§ **Your task**: Repeat exactly each line of the data provided below.

§ **Dataset section**:
◆ ◆ ◆

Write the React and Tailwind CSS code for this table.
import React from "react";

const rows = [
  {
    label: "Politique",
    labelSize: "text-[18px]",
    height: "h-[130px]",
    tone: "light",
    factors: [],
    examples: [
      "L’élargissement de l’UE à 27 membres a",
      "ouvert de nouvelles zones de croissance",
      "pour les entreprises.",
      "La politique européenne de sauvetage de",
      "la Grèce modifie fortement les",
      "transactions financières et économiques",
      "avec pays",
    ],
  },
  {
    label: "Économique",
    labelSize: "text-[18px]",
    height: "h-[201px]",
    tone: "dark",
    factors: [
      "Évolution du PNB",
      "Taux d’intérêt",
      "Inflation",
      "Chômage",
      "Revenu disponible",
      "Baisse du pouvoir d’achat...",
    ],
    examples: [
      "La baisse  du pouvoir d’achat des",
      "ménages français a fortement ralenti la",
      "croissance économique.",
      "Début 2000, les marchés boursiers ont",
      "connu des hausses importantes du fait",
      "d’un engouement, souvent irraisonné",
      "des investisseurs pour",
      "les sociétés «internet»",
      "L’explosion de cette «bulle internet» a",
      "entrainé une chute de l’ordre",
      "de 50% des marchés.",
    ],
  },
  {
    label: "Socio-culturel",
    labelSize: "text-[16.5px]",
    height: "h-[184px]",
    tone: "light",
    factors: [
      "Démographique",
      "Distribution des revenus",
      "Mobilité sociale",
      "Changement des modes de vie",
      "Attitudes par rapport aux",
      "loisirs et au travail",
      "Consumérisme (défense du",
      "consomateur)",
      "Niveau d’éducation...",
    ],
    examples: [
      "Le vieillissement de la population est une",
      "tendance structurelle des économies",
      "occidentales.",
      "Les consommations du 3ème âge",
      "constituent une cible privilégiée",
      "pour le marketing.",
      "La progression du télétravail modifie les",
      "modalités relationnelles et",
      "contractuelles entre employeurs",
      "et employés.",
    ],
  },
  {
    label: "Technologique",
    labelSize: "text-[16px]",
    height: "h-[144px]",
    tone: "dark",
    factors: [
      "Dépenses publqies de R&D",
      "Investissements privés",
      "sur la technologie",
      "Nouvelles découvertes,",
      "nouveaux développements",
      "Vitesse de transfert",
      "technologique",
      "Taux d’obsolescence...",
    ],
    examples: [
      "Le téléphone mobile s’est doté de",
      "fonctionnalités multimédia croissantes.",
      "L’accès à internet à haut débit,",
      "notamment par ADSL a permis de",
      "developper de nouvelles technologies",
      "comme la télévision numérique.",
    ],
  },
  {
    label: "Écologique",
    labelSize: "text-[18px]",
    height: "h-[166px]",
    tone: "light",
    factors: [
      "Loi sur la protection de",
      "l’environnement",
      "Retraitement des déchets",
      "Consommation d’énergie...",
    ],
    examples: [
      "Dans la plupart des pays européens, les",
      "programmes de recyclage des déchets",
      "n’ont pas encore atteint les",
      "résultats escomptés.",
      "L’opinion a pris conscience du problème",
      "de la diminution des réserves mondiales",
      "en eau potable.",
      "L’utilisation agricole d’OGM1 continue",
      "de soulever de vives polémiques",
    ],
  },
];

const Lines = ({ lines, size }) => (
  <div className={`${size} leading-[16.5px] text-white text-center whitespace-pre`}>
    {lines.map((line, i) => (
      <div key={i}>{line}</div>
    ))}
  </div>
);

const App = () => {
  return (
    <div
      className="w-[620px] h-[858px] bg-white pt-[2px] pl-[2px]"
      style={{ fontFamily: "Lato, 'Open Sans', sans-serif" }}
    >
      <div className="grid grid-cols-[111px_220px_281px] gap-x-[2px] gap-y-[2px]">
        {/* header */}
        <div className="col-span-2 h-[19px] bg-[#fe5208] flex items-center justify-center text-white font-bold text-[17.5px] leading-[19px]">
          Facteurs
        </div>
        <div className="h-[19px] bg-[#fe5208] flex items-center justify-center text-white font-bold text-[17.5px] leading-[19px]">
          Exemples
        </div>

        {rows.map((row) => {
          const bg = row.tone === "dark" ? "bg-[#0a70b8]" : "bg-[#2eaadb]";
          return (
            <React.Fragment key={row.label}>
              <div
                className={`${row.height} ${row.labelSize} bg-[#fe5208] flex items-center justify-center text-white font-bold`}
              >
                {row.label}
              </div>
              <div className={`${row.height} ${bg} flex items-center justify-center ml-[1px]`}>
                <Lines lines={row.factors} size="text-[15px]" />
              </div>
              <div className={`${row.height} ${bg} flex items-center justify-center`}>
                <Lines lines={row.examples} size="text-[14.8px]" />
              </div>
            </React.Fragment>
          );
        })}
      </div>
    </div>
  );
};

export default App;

◆ ◆ ◆

§ **Result below**:
Write the React and Tailwind CSS code for this table.
import React from "react";

const rows = [
  {
    label: "Politique",
    labelSize: "text-[18px]",
    height: "h-[130px]",
    tone: "light",
    factors: [],
    examples: [
      "L’élargissement de l’UE à 27 membres a",
      "ouvert de nouvelles zones de croissance",
      "pour les entreprises.",
      "La politique européenne de sauvetage de",
      "la Grèce modifie fortement les",
      "transactions financières et économiques",
      "avec pays",
    ],
  },
  {
    label: "Économique",
    labelSize: "text-[18px]",
    height: "h-[201px]",
    tone: "dark",
    factors: [
      "Évolution du PNB",
      "Taux d’intérêt",
      "Inflation",
      "Chômage",
      "Revenu disponible",
      "Baisse du pouvoir d’achat...",
    ],
    examples: [
      "La baisse  du pouvoir d’achat des",
      "ménages français a fortement ralenti la",
      "croissance économique.",
      "Début 2000, les marchés boursiers ont",
      "connu des hausses importantes du fait",
      "d’un engouement, souvent irraisonné",
      "des investisseurs pour",
      "les sociétés «internet»",
      "L’explosion de cette «bulle internet» a",
      "entrainé une chute de l’ordre",
      "de 50% des marchés.",
    ],
  },
  {
    label: "Socio-culturel",
    labelSize: "text-[16.5px]",
    height: "h-[184px]",
    tone: "light",
    factors: [
      "Démographique",
      "Distribution des revenus",
      "Mobilité sociale",
      "Changement des modes de vie",
      "Attitudes par rapport aux",
      "loisirs et au travail",
      "Consumérisme (défense du",
      "consomateur)",
      "Niveau d’éducation...",
    ],
    examples: [
      "Le vieillissement de la population est une",
      "tendance structurelle des économies",
      "occidentales.",
      "Les consommations du 3ème âge",
      "constituent une cible privilégiée",
      "pour le marketing.",
      "La progression du télétravail modifie les",
      "modalités relationnelles et",
      "contractuelles entre employeurs",
      "et employés.",
    ],
  },
  {
    label: "Technologique",
    labelSize: "text-[16px]",
    height: "h-[144px]",
    tone: "dark",
    factors: [
      "Dépenses publqies de R&D",
      "Investissements privés",
      "sur la technologie",
      "Nouvelles découvertes,",
      "nouveaux développements",
      "Vitesse de transfert",
      "technologique",
      "Taux d’obsolescence...",
    ],
    examples: [
      "Le téléphone mobile s’est doté de",
      "fonctionnalités multimédia croissantes.",
      "L’accès à internet à haut débit,",
      "notamment par ADSL a permis de",
      "developper de nouvelles technologies",
      "comme la télévision numérique.",
    ],
  },
  {
    label: "Écologique",
    labelSize: "text-[18px]",
    height: "h-[166px]",
    tone: "light",
    factors: [
      "Loi sur la protection de",
      "l’environnement",
      "Retraitement des déchets",
      "Consommation d’énergie...",
    ],
    examples: [
      "Dans la plupart des pays européens, les",
      "programmes de recyclage des déchets",
      "n’ont pas encore atteint les",
      "résultats escomptés.",
      "L’opinion a pris conscience du problème",
      "de la diminution des réserves mondiales",
      "en eau potable.",
      "L’utilisation agricole d’OGM1 continue",
      "de soulever de vives polémiques",
    ],
  },
];

const Lines = ({ lines, size }) => (
  <div className={`${size} leading-[16.5px] text-white text-center whitespace-pre`}>
    {lines.map((line, i) => (
      <div key={i}>{line}</div>
    ))}
  </div>
);

const App = () => {
  return (
    <div
      className="w-[620px] h-[858px] bg-white pt-[2px] pl-[2px]"
      style={{ fontFamily: "Lato, 'Open Sans', sans-serif" }}
    >
      <div className="grid grid-cols-[111px_220px_281px] gap-x-[2px] gap-y-[2px]">
        {/* header */}
        <div className="col-span-2 h-[19px] bg-[#fe5208] flex items-center justify-center text-white font-bold text-[17.5px] leading-[19px]">
          Facteurs
        </div>
        <div className="h-[19px] bg-[#fe5208] flex items-center justify-center text-white font-bold text-[17.5px] leading-[19px]">
          Exemples
        </div>

        {rows.map((row) => {
          const bg = row.tone === "dark" ? "bg-[#0a70b8]" : "bg-[#2eaadb]";
          return (
            <React.Fragment key={row.label}>
              <div
                className={`${row.height} ${row.labelSize} bg-[#fe5208] flex items-center justify-center text-white font-bold`}
              >
                {row.label}
              </div>
              <div className={`${row.height} ${bg} flex items-center justify-center ml-[1px]`}>
                <Lines lines={row.factors} size="text-[15px]" />
              </div>
              <div className={`${row.height} ${bg} flex items-center justify-center`}>
                <Lines lines={row.examples} size="text-[14.8px]" />
              </div>
            </React.Fragment>
          );
        })}
      </div>
    </div>
  );
};

export default App;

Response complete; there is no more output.